A partir de l’étude : (a) copulation de Neotrogla sp. (b) Abdomen terminal de N. curvata lors de la copulation. Les structures fémelles sont surlignées en rouge. (c-l) Morphologie des organes génitaux féminins (c-i,k) et masculins (j,l) chez Sensitibillini. (c,i-j) Neotrogla truncata. (d) N. curvata. (e-f,k-l-l) N. aurora (noter que N. brasiliensis et N. sp. ont aussi ce type d’organes génitaux). g) Sensitibilla etosha. h) Afrotrogla oryx. Les régions en pointillés des illustrations indiquent que les membranes et les autres sont scléritiques (c-h). Les pointes de flèche en (c-h) indiquent l’ouverture du canal spermatécal, et les pointes de flèche dans (j) et (l) indiquent la présence (remplie) ou l’absence (ouverte) des poches vaginales masculines. (c-e) Vue latérale ; (f-i,k) vue ventrale ; (j,l) vue dorsale. (Kazunori Yoshizawa et coll./ Biology Letters)
Cependant, dans les grottes sèches et pauvres en ressources (milieu oligotrophe) où vivent l’Afrotrogla et le Neotrogla, l’environnement semble avoir forcé une inversion des organes.
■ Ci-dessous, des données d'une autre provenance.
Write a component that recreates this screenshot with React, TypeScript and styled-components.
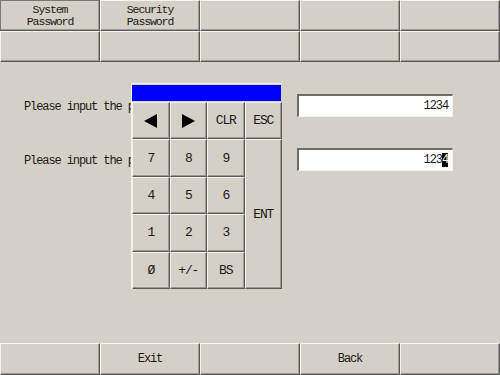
import styled, { createGlobalStyle, css } from 'styled-components';

const GlobalStyle = createGlobalStyle`
    html, body {
        margin: 0;
        padding: 0;
        background: #d4d0c8;
    }
`;

const topItems = [
    ['System', 'Password'],
    ['Security', 'Password'],
    [],
    [],
    [],
    [],
    [],
    [],
    [],
    [],
];

const bottomItems = ['', 'Exit', '', 'Back', ''];

const keys: { label: string; tall?: boolean; arrow?: 'left' | 'right' }[] = [
    { label: '', arrow: 'left' },
    { label: '', arrow: 'right' },
    { label: 'CLR' },
    { label: 'ESC' },
    { label: '7' },
    { label: '8' },
    { label: '9' },
    { label: 'ENT', tall: true },
    { label: '4' },
    { label: '5' },
    { label: '6' },
    { label: '1' },
    { label: '2' },
    { label: '3' },
    { label: 'Ø' },
    { label: '+/-' },
    { label: 'BS' },
];

function Arrow({ dir }: { dir: 'left' | 'right' }) {
    return (
        <svg width="15" height="14" viewBox="0 0 15 14">
            {dir === 'left' ? <polygon points="1,7 14,0 14,14" fill="#000" /> : <polygon points="14,7 1,0 1,14" fill="#000" />}
        </svg>
    );
}

export default function App(): JSX.Element {
    return (
        <S_Screen>
            <GlobalStyle />
            <S_TopBar>
                {topItems.map((lines, idx) => (
                    <S_PanelButton key={'top' + idx} $pressed={idx === 0}>
                        {lines.map((line) => (
                            <S_ButtonLine key={line}>{line}</S_ButtonLine>
                        ))}
                    </S_PanelButton>
                ))}
            </S_TopBar>

            <S_Main>
                {/* the keypad popup hides the rest of each prompt */}
                <S_Label>Please input the p</S_Label>
                <S_Input>1234</S_Input>
                <S_Label>Please input the p</S_Label>
                <S_Input>
                    123<S_Caret>4</S_Caret>
                </S_Input>

                <S_Keypad>
                    <S_KeypadTitle />
                    <S_KeyGrid>
                        {keys.map((k, idx) => (
                            <S_Key key={'key' + idx} $tall={k.tall}>
                                {k.arrow ? <Arrow dir={k.arrow} /> : k.label}
                            </S_Key>
                        ))}
                    </S_KeyGrid>
                </S_Keypad>
            </S_Main>

            <S_BottomBar>
                {bottomItems.map((item, idx) => (
                    <S_PanelButton key={'bottom' + idx}>{item}</S_PanelButton>
                ))}
            </S_BottomBar>
        </S_Screen>
    );
}

const pixelFont = css`
    font-family: 'Liberation Mono', 'DejaVu Sans Mono', monospace;
    font-size: 12px;
    letter-spacing: -1.1px;
    color: #1a1a1a;
`;

const raised = css`
    background: #d4d0c8;
    border-top: 1px solid #f4f3f0;
    border-left: 1px solid #f4f3f0;
    border-right: 1px solid #5a5a5a;
    border-bottom: 1px solid #5a5a5a;
    box-shadow: inset -1px -1px 0 #9c9a96;
`;

const S_Screen = styled.div`
    width: 500px;
    height: 375px;
    display: flex;
    flex-direction: column;
    background: #d4d0c8;
    overflow: hidden;
`;

const S_TopBar = styled.div`
    display: grid;
    grid-template-columns: repeat(5, 100px);
    grid-template-rows: 31px 31px;
`;

const S_PanelButton = styled.div<{ $pressed?: boolean }>`
    ${raised}
    ${pixelFont}
    box-sizing: border-box;
    display: flex;
    flex-direction: column;
    align-items: center;
    justify-content: center;
    line-height: 14px;
    ${(props) =>
        props.$pressed &&
        css`
            border-top-color: #7a7874;
            border-left-color: #7a7874;
        `}
`;

const S_ButtonLine = styled.span`
    display: block;
    height: 12px;
    line-height: 12px;
    font-size: 11.5px;
`;

const S_Main = styled.div`
    position: relative;
    flex: 1;
    display: grid;
    grid-template-columns: 273px 156px;
    grid-auto-rows: 23px;
    row-gap: 31px;
    align-content: start;
    padding: 32px 0 0 24px;
`;

const S_Label = styled.div`
    ${pixelFont}
    display: flex;
    align-items: center;
    padding-top: 2px;
    white-space: nowrap;
    overflow: hidden;
`;

const S_Input = styled.div`
    ${pixelFont}
    box-sizing: border-box;
    background: #fff;
    border-top: 2px solid #6e6c68;
    border-left: 2px solid #6e6c68;
    border-right: 1px solid #f4f3f0;
    border-bottom: 1px solid #f4f3f0;
    display: flex;
    align-items: center;
    justify-content: flex-end;
    padding-right: 4px;
`;

const S_Caret = styled.span`
    background: #000;
    color: #fff;
`;

const S_Keypad = styled.div`
    position: absolute;
    left: 131px;
    top: 21px;
    width: 151px;
    background: #d4d0c8;
    border-top: 1px solid #f4f3f0;
    border-left: 1px solid #f4f3f0;
    box-sizing: border-box;
`;

const S_KeypadTitle = styled.div`
    height: 16px;
    margin: 1px 1px 1px 0;
    background: #0000ff;
`;

const S_KeyGrid = styled.div`
    display: grid;
    grid-template-columns: repeat(4, 37.5px);
    grid-template-rows: repeat(5, 37.4px);
    grid-auto-flow: row dense;
`;

const S_Key = styled.div<{ $tall?: boolean }>`
    ${raised}
    ${pixelFont}
    box-sizing: border-box;
    display: flex;
    align-items: center;
    justify-content: center;
    font-size: 13px;
    ${(props) =>
        props.$tall &&
        css`
            grid-column: 4;
            grid-row: 2 / span 4;
        `}
`;

const S_BottomBar = styled.div`
    display: grid;
    grid-template-columns: repeat(5, 100px);
    grid-template-rows: 32px;
`;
Comme la nourriture est rare, les mâles semblent avoir investi plus de ressources dans l’obtention d’éléments nutritifs que dans l’accouplement. En représailles, les femelles devaient assumer le rôle traditionnel des mâles. De plus, afin d’empêcher le mâle de s’échapper avec son sperme, les femelles ont développé un crochet qui s’accroche au mâle. La prédation dans l’écosystème de la grotte peut aussi avoir joué un rôle dans la différenciation étrange des organes sexuels observée chez ces insectes.
Les mâles ont généralement un potentiel de reproduction et des taux d’accouplement plus élevés que les femelles. Par conséquent, la sélection sexuelle agit fortement sur les mâles. Mais pour l’Afrotrogla et le Neotrogla, leurs adaptations génitales ont été entraînées par une sélection sexuelle inversée, les femelles étant en compétition pour le sperme. Dans une autre publication parue le mois dernier, la même équipe de chercheurs a rapporté que « la capacité d’obtenir de plus grandes quantités de sperme grâce à la valve (une valve de commutation à l’entrée de l’organe de stockage du sperme) a conduit à une concurrence féroce pour le sperme parmi les femelles, facilitant l’évolution du pénis féminin ». Rien de semblable n’est connu chez les animaux dont les rôles sexuels ont été inversés.
L’étude publiée dans Biology Letters : Independent origins of female penis and its coevolution with male vagina in cave insects (Psocodea: Prionoglarididae).